Approach 1: Sort both and compare.
Approach 2: Build frequency map and compare.
example
// JavaScript
function isAnagram(s, t) {
  if (s.length !== t.length) return false;
  const freq = {};
  for (const ch of s) freq[ch] = (freq[ch] || 0) + 1;
  for (const ch of t) {
    if (!freq[ch]) return false;
    freq[ch]--;
  }
  return true;
}

# Python
def is_anagram(s, t):
    if len(s) != len(t):
        return False
    freq = {}
    for ch in s:
        freq[ch] = freq.get(ch, 0) + 1
    for ch in t:
        if freq.get(ch, 0) == 0:
            return False
        freq[ch] -= 1
    return True
output
is_anagram('listen', 'silent') → True

Note Frequency map: O(n) time, O(1) space (bounded by alphabet size). Sorting approach: O(n log n).
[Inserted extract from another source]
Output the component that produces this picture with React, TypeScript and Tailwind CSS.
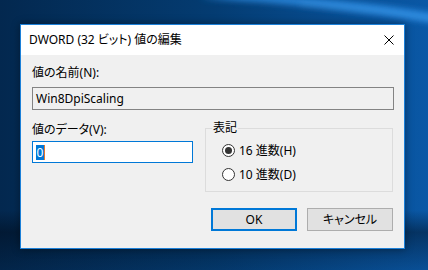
import React from "react";

function Radio({ checked, label }: { checked: boolean; label: string }) {
  return (
    <div className="flex items-center gap-[4px] h-[13px]">
      <div className="w-[13px] h-[13px] rounded-full border border-[#333333] bg-white flex items-center justify-center shrink-0">
        {checked && <div className="w-[7px] h-[7px] rounded-full bg-[#333333]" />}
      </div>
      <span className="text-[12px] leading-[16px] text-black">{label}</span>
    </div>
  );
}

export default function App() {
  return (
    <div className="relative w-[428px] h-[270px] overflow-hidden bg-[#043366] font-['Noto_Sans','Noto_Sans_CJK_JP',sans-serif] [font-feature-settings:'palt']">
      <svg className="absolute inset-0" width="428" height="270" viewBox="0 0 428 270">
        <defs>
          <linearGradient id="base" x1="0" y1="0" x2="1" y2="0">
            <stop offset="0" stopColor="#03284f" />
            <stop offset="0.5" stopColor="#043c72" />
            <stop offset="1" stopColor="#0a58a6" />
          </linearGradient>
          <linearGradient id="bot" x1="0" y1="0" x2="0" y2="1">
            <stop offset="0" stopColor="#000814" stopOpacity="0" />
            <stop offset="0.78" stopColor="#000814" stopOpacity="0" />
            <stop offset="0.86" stopColor="#000814" stopOpacity="0.45" />
            <stop offset="1" stopColor="#000814" stopOpacity="0.1" />
          </linearGradient>
          <filter id="blur" x="-20%" y="-200%" width="140%" height="500%">
            <feGaussianBlur stdDeviation="3" />
          </filter>
        </defs>
        <rect width="428" height="270" fill="url(#base)" />
        <rect width="428" height="270" fill="url(#bot)" />
        <path d="M200,-2 Q320,4 440,24 L440,14 Q330,-4 240,-6 Z" fill="#2f8fe6" opacity="0.85" filter="url(#blur)" />
        <path d="M300,4 Q380,10 440,20" stroke="#5aaef0" strokeWidth="1.5" fill="none" opacity="0.6" filter="url(#blur)" />
      </svg>
      <div className="relative pl-[20px] pt-[24px]">
        <div className="w-[385px] h-[225px] border border-[#1c80d8] flex flex-col bg-[#f0f0f0] shadow-[0_0_8px_rgba(0,0,0,0.4)]">
          <div className="h-[30px] bg-white flex items-center justify-between pl-[8px] pr-[10px] shrink-0">
            <span className="text-[12px] leading-[16px] text-black">DWORD (32 ビット) 値の編集</span>
            <svg width="10" height="10" viewBox="0 0 10 10">
              <path d="M0.5,0.5 L9.5,9.5 M9.5,0.5 L0.5,9.5" stroke="#000" strokeWidth="1" fill="none" />
            </svg>
          </div>
          <div className="flex-1 flex flex-col pl-[11px] pr-[10px] pt-[10px]">
            <div className="text-[12px] leading-[16px] text-black">値の名前(N):</div>
            <div className="mt-[6px] h-[23px] border border-[#838383] bg-[#f0f0f0] flex items-center pl-[3px] text-[12px] leading-[16px] text-black">
              Win8DpiScaling
            </div>
            <div className="mt-[12px] flex gap-[12px]">
              <div className="w-[161px] flex flex-col">
                <div className="text-[12px] leading-[16px] text-black">値のデータ(V):</div>
                <div className="mt-[3px] h-[22px] border border-[#0078d7] bg-white flex items-center pl-[3px]">
                  <span className="bg-[#0078d7] text-white text-[12px] leading-[15px] px-[0.5px]">0</span>
                  <span className="w-[1px] h-[15px] bg-[#e8762b]" />
                </div>
              </div>
              <div className="w-[188px] pt-[6px]">
                <div className="relative h-[64px] border border-[#dcdcdc] flex flex-col gap-[11px] pl-[16px] pt-[15px]">
                  <span className="absolute -top-[9px] left-[6px] px-[1px] bg-[#f0f0f0] text-[12px] leading-[16px] text-black">表記</span>
                  <Radio checked label="16 進数(H)" />
                  <Radio checked={false} label="10 進数(D)" />
                </div>
              </div>
            </div>
            <div className="mt-[16px] flex justify-end gap-[10px] pr-[1px]">
              <button className="w-[86px] h-[23px] border-2 border-[#0078d7] bg-[#e1e1e1] text-[12px] leading-[16px] text-black flex items-center justify-center">
                OK
              </button>
              <button className="w-[86px] h-[23px] border border-[#adadad] bg-[#e1e1e1] text-[12px] leading-[16px] text-black flex items-center justify-center">
                キャンセル
              </button>
            </div>
          </div>
        </div>
      </div>
    </div>
  );
}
Always ask: are inputs lowercase only? Unicode? This affects space analysis. Follow-up: find all anagram groups in a list of words.

Finding Duplicates

syntax
Approach 1: Hash setO(n) time, O(n) space
Approach 2: Sort firstO(n log n) time, O(1) space
Approach 3: Floyd's cycle (special constraints) — O(n) time, O(1) space
example
// JavaScript — Hash set approach
function containsDuplicate(arr) {
  const seen = new Set();
  for (const val of arr) {
    if (seen.has(val)) return true;
    seen.add(val);
  }
  return false;
}

function findDuplicate(arr) {
  // Values in range [1, n], exactly one duplicate
  const seen = new Set();
  for (const val of arr) {
    if (seen.has(val)) return val;
    seen.add(val);
  }
}

# Python
def contains_duplicate(arr):
    seen = set()
    for val in arr:
        if val in seen:
            return True
        seen.add(val)
    return False

def find_duplicate(arr):
    seen = set()
    for val in arr:
        if val in seen:
            return val
        seen.add(val)
output
contains_duplicate([1,2,3,1]) → True
find_duplicate([1,3,4,2,2]) → 2

Note The hash set approach is the go-to. If asked for O(1) space with values in [1,n], use Floyd's tortoise and hare or index marking (negate values). Always clarify constraints: can you modify the input? What is the value range?